The Revenue Committee approved a draft bill that would remove an eight-month owner-occupancy requirement from Wyoming's homeowner property tax exemption and asked staff to continue work on a related long-term homeowner exemption bill.
Legislative Service Office analyst Josh Anderson summarized 26LSO98 as a narrow change: "The bill on page 2, essentially deletes the, 8 month residency requirement from that exemption." Anderson said the change would be effective immediately under the draft.
County and state tax officials offered implementation notes. Ken Gill, property tax division administrator at the Department of Revenue, told the committee the department has already built an online portal to let property owners notify the department and county assessor that they occupy a home. He recommended clarifying the long-term homeowners bill's acreage language by using "associated land" instead of a flat 35-acre cap, because the 35-acre limit created administrative problems where owners had 35.5 acres.
Converse County assessor Dixie Huxtable (testifying from the county assessors' association) urged the committee to be deliberate about the eight-month language for the long-term exemption. She told lawmakers assessors "can administer it either way" but cautioned that changing the standard from residing in the house to merely living in Wyoming would allow owners to claim exemption on houses they never occupied. "If you put just living in Wyoming, there is no way that then it's tied to their house," she said.

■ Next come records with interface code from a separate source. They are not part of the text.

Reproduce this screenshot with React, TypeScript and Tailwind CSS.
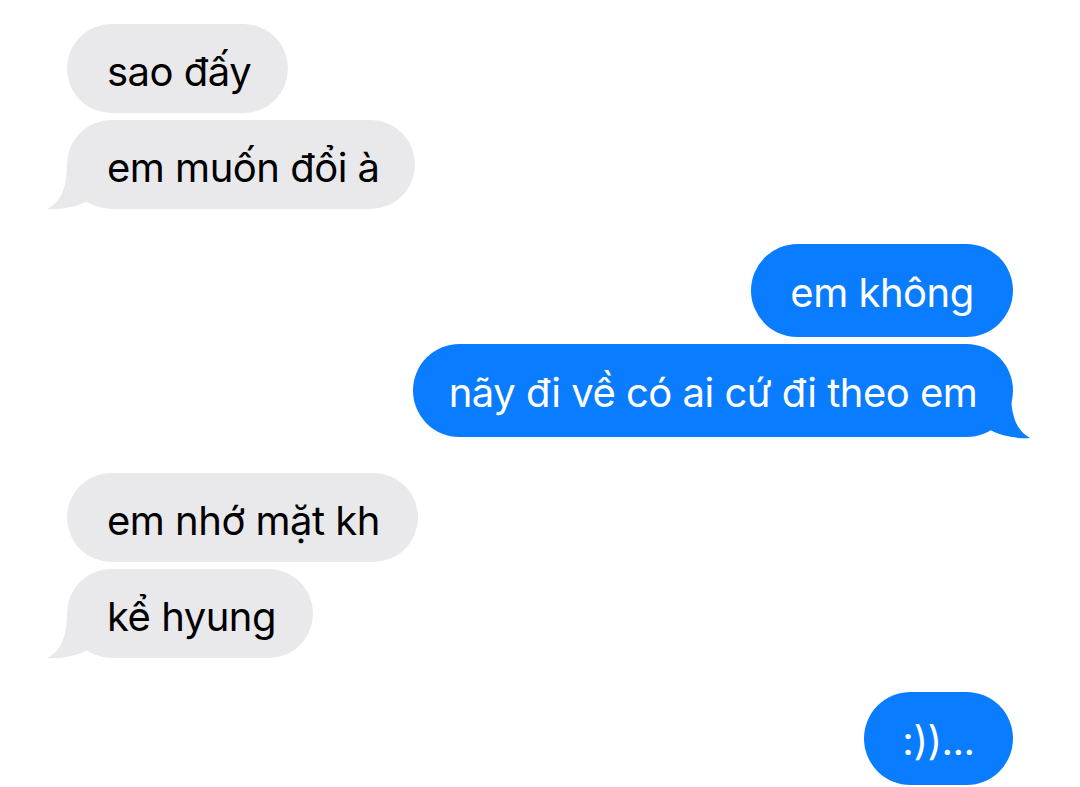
import React from "react";

const GREY = "#e9e9eb";
const BLUE = "#0a7cff";

function TailLeft() {
  return (
    <svg
      className="absolute left-[-24px] bottom-[-1px]"
      width="64"
      height="50"
      viewBox="0 0 64 50"
    >
      <path d="M24,3 C24,28 18,42 4,49 C18,50 33,47 45,41 L57,10 Z" fill={GREY} />
    </svg>
  );
}

function TailRight() {
  return (
    <svg
      className="absolute right-[-22px] bottom-[-2px]"
      width="64"
      height="50"
      viewBox="0 0 64 50"
    >
      <path d="M40,3 C40,28 46,42 59,49 C46,50 31,47 19,41 L7,10 Z" fill={BLUE} />
    </svg>
  );
}

function Grey({ text, w, tail }: { text: string; w: number; tail?: boolean }) {
  return (
    <div
      className="relative flex h-[89px] items-center rounded-[45px] bg-[#e9e9eb] pl-[40px] pt-[7px] text-[40px] leading-none text-black"
      style={{ width: w }}
    >
      {tail && <TailLeft />}
      <span className="relative whitespace-nowrap">{text}</span>
    </div>
  );
}

function Blue({ text, w, tail, h = 93 }: { text: string; w: number; tail?: boolean; h?: number }) {
  return (
    <div
      className="relative flex items-center justify-center rounded-[47px] bg-[#0a7cff] pt-[4px] text-[40px] leading-none text-white"
      style={{ width: w, height: h }}
    >
      {tail && <TailRight />}
      <span className="relative whitespace-nowrap">{text}</span>
    </div>
  );
}

export default function App() {
  return (
    <div
      className="h-[787px] w-[1080px] overflow-hidden bg-white px-[67px] pt-[24px]"
      style={{ fontFamily: "Inter, 'Noto Sans', sans-serif" }}
    >
      <div className="flex flex-col items-start gap-[7px] tracking-[-0.5px]">
        <Grey text="sao đấy" w={221} />
        <Grey text="em muốn đổi à" w={348} tail />
      </div>
      <div className="mt-[35px] flex flex-col items-end gap-[7px] tracking-[-0.5px]">
        <Blue text="em không" w={262} />
        <Blue text="nãy đi về có ai cứ đi theo em" w={600} tail />
      </div>
      <div className="mt-[36px] flex flex-col items-start gap-[7px] tracking-[-0.5px]">
        <Grey text="em nhớ mặt kh" w={351} />
        <Grey text="kể hyung" w={246} tail />
      </div>
      <div className="mt-[34px] flex flex-col items-end tracking-[-0.5px]">
        <Blue text=":))..." w={149} />
      </div>
    </div>
  );
}
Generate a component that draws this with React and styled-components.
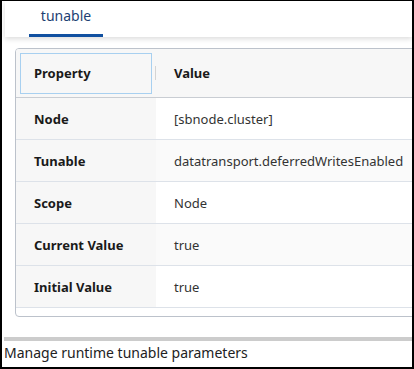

Public testimony and county leaders flagged fiscal tradeoffs. Attorney Jennifer McDowell urged caution on further tax reductions and said Wyoming households receive a high level of services relative to the state-local taxes they pay. Jeremiah Reeman of the Wyoming County Commissioners Association reminded lawmakers that several recent property-tax relief measures have come without backfill for local governments and suggested targeted approaches such as means-testing or a tax freeze at age 65 as alternatives.
Fiscal and operational details presented to the committee included estimates and calendar suggestions: the homeowners exemption was described in handouts as costing about $100,000,000 statewide; the long-term homeowners exemption was presented in materials as approximately $46,600,000 annually; the department noted roughly 72% of Wyoming housing units are owner-occupied. County assessors recommended moving some application deadlines earlier in the tax calendar (for example, from the fourth Monday in May to March 1) to align with other tax timelines.
Outcome: Committee members voted by roll call to approve 26LSO98 (removal of the eight-month owner-occupancy requirement) and to defer 26LSO99 for further work with county assessors and LSO on language and fiscal impacts. Members asked LSO and assessors to draft clarifying language for the long-term exemption, to outline administration options for the eight-month residency issue, and to provide county-level fiscal impact information before the November meeting.
Ending: Committee chairs said staff would circulate revised language and that the group would resume work in November.